Davacı istinaf dilekçesinde özetle, yörede yapılan kadastro çalışmalarında 1994 yılında belediyenin kendisine verdiği belgeyi kadastro elemanlarına verdiği halde bu belgenin değerlendirilmediğini, babasının engelli ve okur yazar olmamasının kötüye kullanıldığını, 1958 yılından bu yana 350 m2 lik yere zilyet olmalarına rağmen kadastro çalışmalarında taşınmazın 256,59 m2 olarak tespit edildiğini, davalının sınırından 45,00 m2 lik eksik ölçü yapılmış olduğunu belirterek İlk Derece Mahkemesi kararının ortadan kaldırılmasını talep etmiştir.

3. Gerekçe ve Sonuç

Sakarya Bölge Adliye Mahkemesi 6. Hukuk Dairesinin 03/09/2021 tarihli ve 2021/1137 Esas, 2021/649 Karar sayılı kararı ile davanın kadastrodan önceki hukuki sebebe dayalı tapu iptali ve tescil talebine ilişkin olduğu, 3402 sayılı Kadastro Kanunu'nun 12/3. maddesi uyarınca kadastro tespitinin kesinleşmesinden itibaren 10 yıl geçtikten sonra kadastrodan önceki nedenlere dayanılarak dava açılamayacağı, dava tarihi olan 14/08/2020 ile kadastro tespitinin kesinleştiği 28/10/2008 tarihi arasında 10 yıldan fazla süre geçtiği gerekçesiyle istinaf başvurusunun Hukuk Muhakemeleri Kanunu'nun 353/1-b.1. maddesi uyarınca esastan reddine karar verilmiştir.

V. TEMYİZ

1. Temyiz Yoluna Başvuranlar

Bölge Adliye Mahkemesinin yukarıda belirtilen kararına karşı süresi içinde davacı temyiz isteminde bulunmuştur.

2. Temyiz Nedenleri

Davacı temyiz dilekçesinde özetle, İlk Derece Mahkemesi ve Bölge Adliye Mahkemesi kararının usul ve yasaya aykırı olduğunu belirterek, istinaf dilekçelerindeki taleplerini tekrar ile ret kararının hükmen bozulmasını talep etmiştir.

3. Gerekçe

3.1. Uyuşmazlık ve Hukuki Nitelendirme

Dava, kadastro öncesi nedene dayalı tapu iptali ve tescil isteğine ilişkindir.

3.2. İlgili Hukuk

3402 sayılı Kadastro Kanunu’nun 12/3. maddesi, “Bu tutanaklarda belirtilen haklara, sınırlandırma ve tespitlere ait tutanakların kesinleştiği tarihten itibaren on yıl geçtikten sonra, kadastrodan önceki hukuki sebeplere dayanarak itiraz olunamaz ve dava açılamaz.” hükmünü içermektedir.

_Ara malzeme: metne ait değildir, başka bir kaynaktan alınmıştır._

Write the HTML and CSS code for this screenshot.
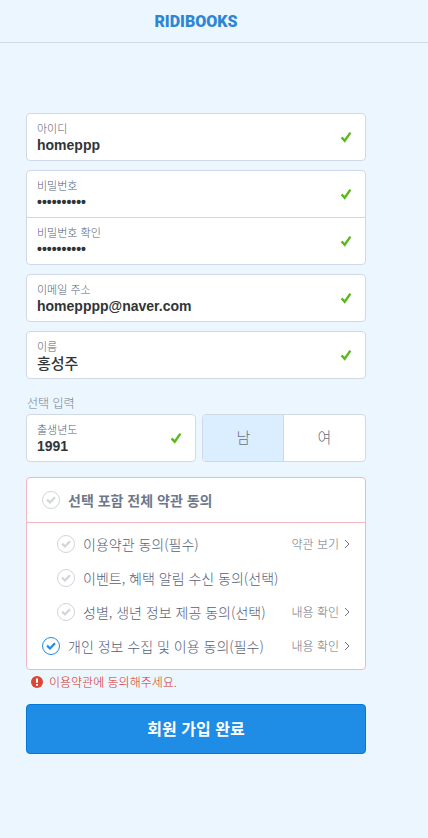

3402 sayılı Yasa’da mülkiyete ilişkin talepler yönünden hak düşürücü süre öngörülmüştür. Hak düşürücü süre dava şartı olup yargılamanın her aşamasında re’sen gözetilmesi yasal zorunluluktur.

3.3. Değerlendirme

Dosya içeriğine, toplanan delillere, Bölge Adliye Mahkemesince dayanılan yasal ve hukuksal gerekçeye göre (IV.3.) no.lu paragrafta yazılı şekilde karar verilmesinde bir isabetsizlik bulunmamaktadır.

VI. SONUÇ

Açıklanan nedenlerle; davacının yerinde bulunmayan temyiz itirazlarının reddiyle usul ve yasaya uygun olan Bölge Adliye Mahkemesi kararının 6100 sayılı HMK'nın 370. maddesi uyarınca ONANMASINA, aşağıda yazılı 21,40 TL bakiye onama harcının temyiz edenden alınmasına, 19/12/2022 tarihinde kesin olmak üzere oy birliği ile karar verildi.